Objective » Go through the listing beneath this task and return every line that carries the string "React".

Given data »
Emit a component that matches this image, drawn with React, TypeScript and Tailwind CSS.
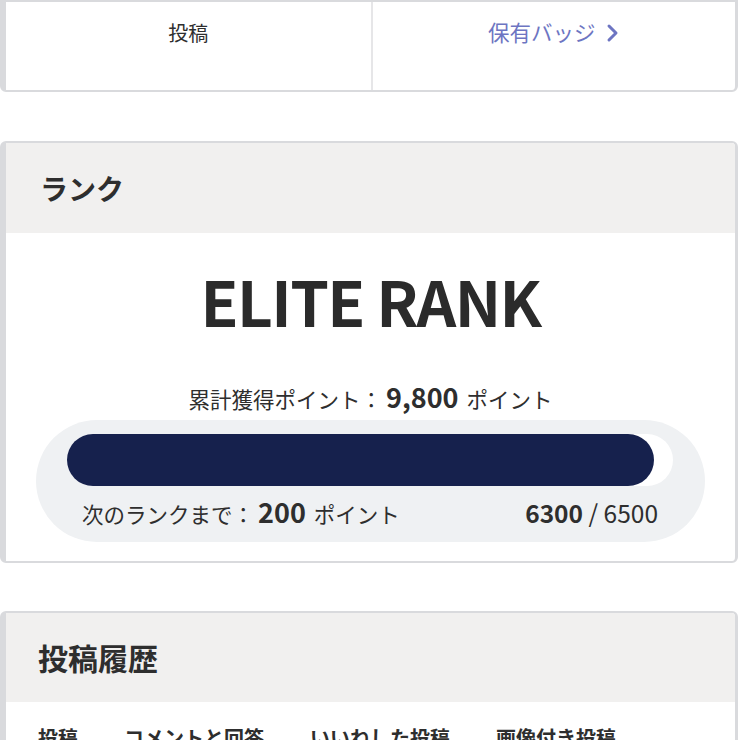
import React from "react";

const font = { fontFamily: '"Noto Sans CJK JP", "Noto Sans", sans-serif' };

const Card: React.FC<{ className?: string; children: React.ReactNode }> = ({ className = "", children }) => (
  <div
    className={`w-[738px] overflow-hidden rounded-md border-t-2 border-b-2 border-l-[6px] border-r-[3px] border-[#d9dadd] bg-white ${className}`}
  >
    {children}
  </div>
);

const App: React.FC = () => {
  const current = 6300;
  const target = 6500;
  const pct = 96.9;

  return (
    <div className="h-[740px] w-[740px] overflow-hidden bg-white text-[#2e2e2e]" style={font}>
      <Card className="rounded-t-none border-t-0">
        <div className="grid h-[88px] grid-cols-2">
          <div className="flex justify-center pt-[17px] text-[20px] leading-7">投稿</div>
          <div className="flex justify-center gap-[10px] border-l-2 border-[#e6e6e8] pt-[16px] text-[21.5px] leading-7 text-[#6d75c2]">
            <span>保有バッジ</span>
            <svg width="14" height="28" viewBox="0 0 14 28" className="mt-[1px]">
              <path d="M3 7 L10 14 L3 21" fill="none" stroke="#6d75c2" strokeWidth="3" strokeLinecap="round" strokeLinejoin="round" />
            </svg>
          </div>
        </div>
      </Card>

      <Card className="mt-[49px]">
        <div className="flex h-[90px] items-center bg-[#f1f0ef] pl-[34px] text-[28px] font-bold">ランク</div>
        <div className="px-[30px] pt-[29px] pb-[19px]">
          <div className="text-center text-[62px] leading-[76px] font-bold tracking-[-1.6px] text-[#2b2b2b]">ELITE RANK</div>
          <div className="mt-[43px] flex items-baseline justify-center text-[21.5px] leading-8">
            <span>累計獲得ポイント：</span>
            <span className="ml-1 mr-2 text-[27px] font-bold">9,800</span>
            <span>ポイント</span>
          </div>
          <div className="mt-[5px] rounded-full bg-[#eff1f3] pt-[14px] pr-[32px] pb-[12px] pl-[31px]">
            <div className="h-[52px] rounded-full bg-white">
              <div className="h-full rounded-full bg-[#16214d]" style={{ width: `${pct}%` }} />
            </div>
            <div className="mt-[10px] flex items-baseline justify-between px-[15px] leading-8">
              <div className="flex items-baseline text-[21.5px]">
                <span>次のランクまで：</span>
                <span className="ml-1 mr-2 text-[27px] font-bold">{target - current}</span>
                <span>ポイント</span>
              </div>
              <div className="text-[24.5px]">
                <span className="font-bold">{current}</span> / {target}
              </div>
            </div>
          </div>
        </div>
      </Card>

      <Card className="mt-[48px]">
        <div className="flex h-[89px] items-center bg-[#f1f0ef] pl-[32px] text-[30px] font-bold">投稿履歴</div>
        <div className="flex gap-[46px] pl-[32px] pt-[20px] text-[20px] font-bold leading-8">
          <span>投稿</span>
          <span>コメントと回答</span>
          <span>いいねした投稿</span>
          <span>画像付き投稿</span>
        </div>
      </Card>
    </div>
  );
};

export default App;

Exercise solution »
Emit a component that matches this image, drawn with React, TypeScript and Tailwind CSS.
import React from "react";
const Card: React.FC<{ className?: string; children: React.ReactNode }> = ({ className = "", children }) => (
const App: React.FC = () => {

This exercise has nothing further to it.